I appreciate this definition, and yet as someone "working in the field" I only find this marginally useful when it comes to actually working with DITA topics.

A "significant unit of change" can be something as simple as changing "one teaspoon of sarsaparilla" to "two teaspoons of sarsaparilla". This is a significant change in a recipe (especially if you like or dislike sarsaparilla), but in most if not all cases would reflect a minor change in a much larger "ingredients" reference topic. So the change (and its implications) does not delimit the size of the topic in a useful perspective.

I think it is more to the point that in a publication cycle any form of change should be reflected in an increment in the publication version, but it's use as a determinant of topic boundaries is a bit like asking whether a particular flamingo is pink enough or not.

What I am finding is that DITA topics lend themselves to a particular size dependent on the content it contains. And given that you need to start with an initial topic before you can figure out what it's delta is, writers are more apt to be constrained by capturing like information in a single topic than determining beforehand what its delta is likely to be.

In the end I think your argument relies too heavily on determinants which cannot be resolved prior to writing the topic.
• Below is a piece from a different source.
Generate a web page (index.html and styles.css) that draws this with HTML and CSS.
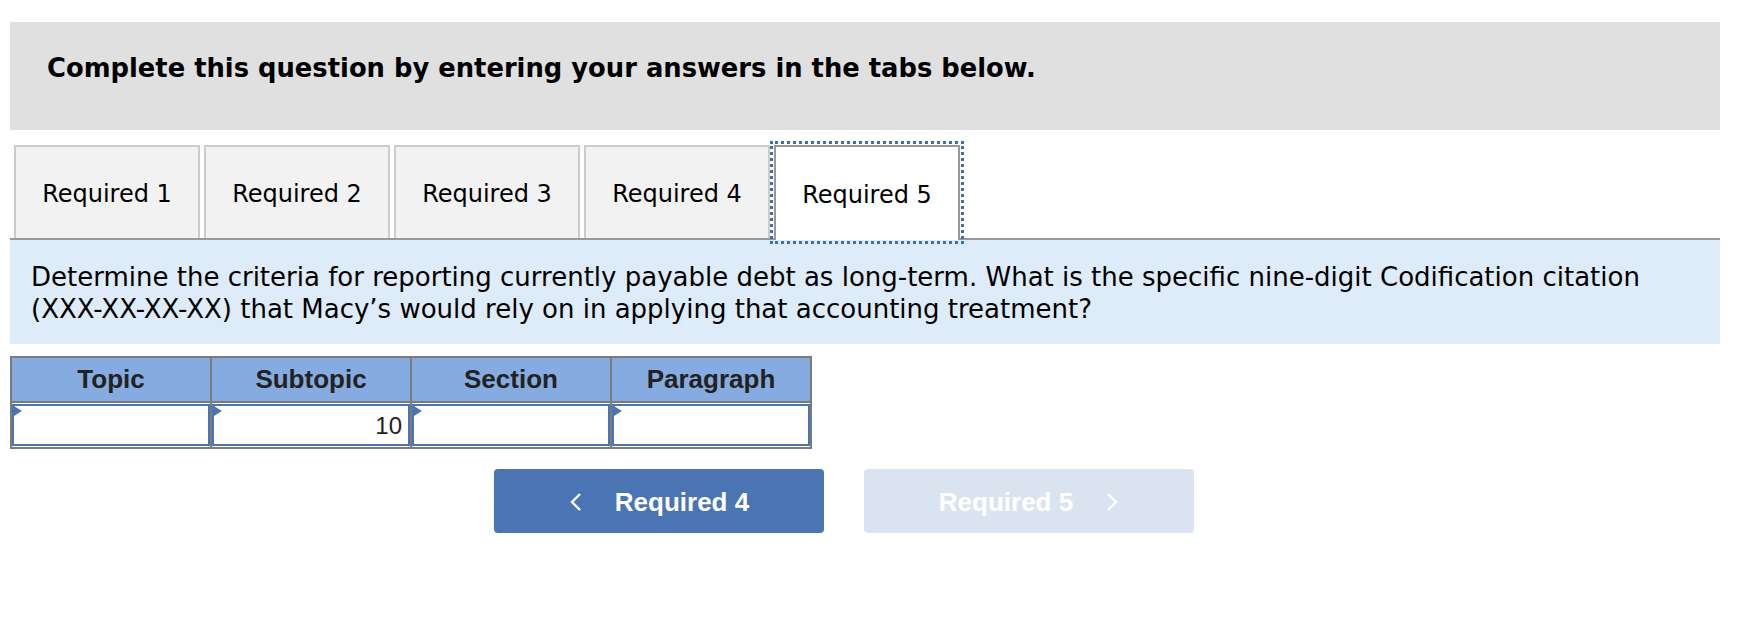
FILE: index.html
```html
<!DOCTYPE html>
<html lang="en">

<head>
    <meta charset="UTF-8">
    <meta name="viewport" content="width=device-width, initial-scale=1.0">
    <title>Required 5</title>
    <link rel="stylesheet" href="styles.css">
</head>

<body>
    <main class="page">
        <div class="instructions">
            <h2>Complete this question by entering your answers in the tabs below.</h2>
        </div>

        <div class="tabs">
            <button class="tab">Required 1</button>
            <button class="tab">Required 2</button>
            <button class="tab">Required 3</button>
            <button class="tab">Required 4</button>
            <button class="tab tab-active">Required 5</button>
        </div>

        <div class="question">
            <p>Determine the criteria for reporting currently payable debt as long-term. What is the specific nine-digit Codification citation (XXX-XX-XX-XX) that Macy’s would rely on in applying that accounting treatment?</p>
        </div>

        <table class="citation">
            <thead>
                <tr>
                    <th>Topic</th>
                    <th>Subtopic</th>
                    <th>Section</th>
                    <th>Paragraph</th>
                </tr>
            </thead>
            <tbody>
                <tr>
                    <td><div class="cell"><input type="text" value=""></div></td>
                    <td><div class="cell"><input type="text" value="10"></div></td>
                    <td><div class="cell"><input type="text" value=""></div></td>
                    <td><div class="cell"><input type="text" value=""></div></td>
                </tr>
            </tbody>
        </table>

        <div class="nav">
            <button class="nav-btn nav-prev">
                <svg width="14" height="20" viewBox="0 0 14 20"><polyline points="11,2 3,10 11,18" fill="none" stroke="currentColor" stroke-width="2.4"/></svg>
                <span>Required 4</span>
            </button>
            <button class="nav-btn nav-next" disabled>
                <span>Required 5</span>
                <svg width="14" height="20" viewBox="0 0 14 20"><polyline points="3,2 11,10 3,18" fill="none" stroke="currentColor" stroke-width="2.4"/></svg>
            </button>
        </div>
    </main>
</body>

</html>
```

FILE: styles.css
```css
:root {
    --blue: #4a74b4;
    --gray-line: #999999;
    --text: #000000;
}

* {
    margin: 0;
    padding: 0;
    box-sizing: border-box;
}

body {
    font-family: 'DejaVu Sans', Verdana, sans-serif;
    font-size: 24px;
    color: var(--text);
    background-color: #ffffff;
}

.page {
    width: 1720px;
    padding: 22px 0 0 10px;
}

.instructions {
    height: 108px;
    padding: 31px 37px 0;
    background-color: #e0e0e0;
}

.instructions h2 {
    font-size: 25.8px;
    font-weight: 700;
    line-height: 1.2;
}

.tabs {
    display: flex;
    gap: 4px;
    margin-top: 15px;
    padding-left: 4px;
    border-bottom: 2px solid var(--gray-line);
}

.tab {
    width: 186px;
    height: 93px;
    padding-top: 2px;
    font-family: inherit;
    font-size: 24px;
    color: var(--text);
    background-color: #f2f2f2;
    border: 2px solid #cccccc;
    border-bottom: none;
    cursor: pointer;
}

.tab-active {
    height: 95px;
    margin-bottom: -2px;
    background-color: #ffffff;
    border-color: var(--gray-line);
    outline: 3px dotted #3f6cb2;
    outline-offset: 1px;
}

.question {
    height: 104px;
    padding: 21px 21px 0;
    background-color: #deebf8;
}

.question p {
    font-size: 26px;
    line-height: 32px;
}

.citation {
    width: 802px;
    margin-top: 12px;
    border-collapse: collapse;
    table-layout: fixed;
    font-family: 'Liberation Sans', Arial, sans-serif;
}

.citation th,
.citation td {
    border: 2px solid #7b7b7b;
}

.citation th {
    height: 45px;
    font-size: 26px;
    font-weight: 700;
    color: #222222;
    background-color: #85abe0;
}

.citation td {
    height: 46px;
    padding: 0;
}

.cell {
    position: relative;
    height: 42px;
}

.cell::before {
    content: '';
    position: absolute;
    top: 2px;
    left: 2px;
    border-top: 5px solid transparent;
    border-bottom: 5px solid transparent;
    border-left: 8px solid var(--blue);
}

.cell input {
    display: block;
    width: 100%;
    height: 100%;
    padding: 2px 6px 0;
    border: 2px solid var(--blue);
    font-family: 'Liberation Sans', Arial, sans-serif;
    font-size: 24px;
    text-align: right;
    color: #222222;
    outline: none;
}

.nav {
    display: flex;
    gap: 40px;
    margin-top: 20px;
    padding-left: 484px;
}

.nav-btn {
    display: flex;
    align-items: center;
    justify-content: center;
    gap: 32px;
    width: 330px;
    height: 64px;
    padding-top: 2px;
    border: none;
    border-radius: 4px;
    font-family: 'Liberation Sans', Arial, sans-serif;
    font-size: 26px;
    font-weight: 700;
    color: #ffffff;
    cursor: pointer;
}

.nav-prev {
    background-color: var(--blue);
}

.nav-next {
    background-color: #dae4f0;
    cursor: default;
}
```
Good information architecture and a content audit of existing material (if they exist) are to my mind a far better way to determine the size and boundaries of a given topic, and provide better practical guidance to the writer.



jennie said...

So a recipe for lobster soufflé is going to a lot of people:

a) on a recipe card for, Chef Marcel, an experienced professional gastronome

b) for the many and varied readers of a cooking weblog

c) in a leveled cookbook for novice cooks

So we have three different readers, and three different output formats for the information "How to Make a Lobster Souffle"

We could have n editor, modify the recipe three times—essentially writing three different recipe documents, each customized for the publication and the reader(s).

We could have one source file for the best lobster soufflé recipe, and update it, then grab that file for the three different output formats, and have an editor edit it for the three different readers.

We could even tag the content elements in the source file so that each text element displayed differently depending on the output format: the heading "Ingredients" could be in 14-pt bold Harrington over 16 pt leading, the ingredients list could be boxed for the cookbook, while for the blog post the heading might be in 12-pt bold Helvetica over 14-pt leading. Whatever.

But, as I understand it, we'd still have to go in and edit each document for its designated reader, because while we can change the output format, we can't change the output content, short of creating three different recipes.

What we can do, is break each type of content up. So we have a topic for "Ingredients" and one for "Preheating the oven," and one for "Preparing the lobster," "Making the custard," "Beating the eggwhites," "Combining the custard and the eggwhites," "Baking," and "Serving suggestions."

For the recipe card, we're going to skip "Preparing the lobster," and in the final document, our editor is going to edit the Ingredients list to "Meat from four lobsters, boiled and chopped, finely." Marcel will know how to choose, kill, and extract the meat from the lobsters. So the notation on the ingredients list results in no uncertainty for Marcel: it is a complete unit of information. For our blog readers, however, "Meat from four lobsters, boiled and chopped finely," raises questions: "Where do I buy lobsters? Do I have to kill them myself? Do I boil the meat before or after taking it out of the lobster? et cetera" It is an incomplete unit of information, because it lacks sufficient context to address the reader's uncertainty. Otherwise, though, we're going to use all of the content in approximately the order I've given it.

Our cookbook reader? Is deeply uncertain about buying, killing, or dealing with lobsters at all, and may need to be told not to buy lobster in a can. For our basic cookbook, we're going to have to explain everything, which necessitates either cross references to information on, for example, how to separate eggs, and how to beat egg whites, or maybe including that information in the document.

So, then, if I'm grokking this at all, DITA would allow me to assign the tag "Marcel" to some types of information, and "Blog reader" to other types, and "novice cookbook reader" to other types. I could work up personae for "blog reader," and "novice cookbook reader." I could create output formats for "recipe card," "blog post," "cookbook recipe." I could then create a lobster souffle recipe document that was, for example, a cookbook-format entry that worked for Marcel-type chefs, consisting of the instructions that a Marcel-type chef would want, in order to create a lobster souffle. Or I could create a recipe card, with the same information (form != content). Or I could create a website for novice cooks, which would go into the repository of topics tagged with "Lobster Souffle," "Novice cookbook reader," and contain, instead of page-catch xrefs, hyperlinks to relevant support topics.

Plus I could track changes to the recipe, so that if we eventually decided that the souffle worked better with chipotle peppers than, say, paprika, and changed the ingredients, that change would propagate throughout the various output formats (except for those committed to paper already).

Graydon said...

Keith --

I think perhaps you have misunderstood the definition I gave.

It's one change, plus enough context to understand, _in the context of the scenario_. I shall hopefully be putting an example up sometime Friday. (Not going to assume I've caught all the typeaux now!)

So your "one or two teaspoons" isn't going to be information unless the scenario is "serve food to the Sultan of Faroffistan, who beheads cooks who serve him dishes he doesn't like, and who has really specific opinions about sarsaparilla as a flavour". In a normal recipe, it's context for a "now I know how to make this" change that's persona-specific.

You right that you can't figure any of this out without having both the persona and the scenario. On the other hand, if you don't have those, you can't get to scenario-based authoring from topic-based, either.

Jennie --

That's about got it, except that I don't think you'd want to do recipes as chained topics so much as top-level tasks with lots of references to generic tasks like "make custard" from them. The recipe task becomes "now I know what I need to know how to do to make this" as its information-causes-change change.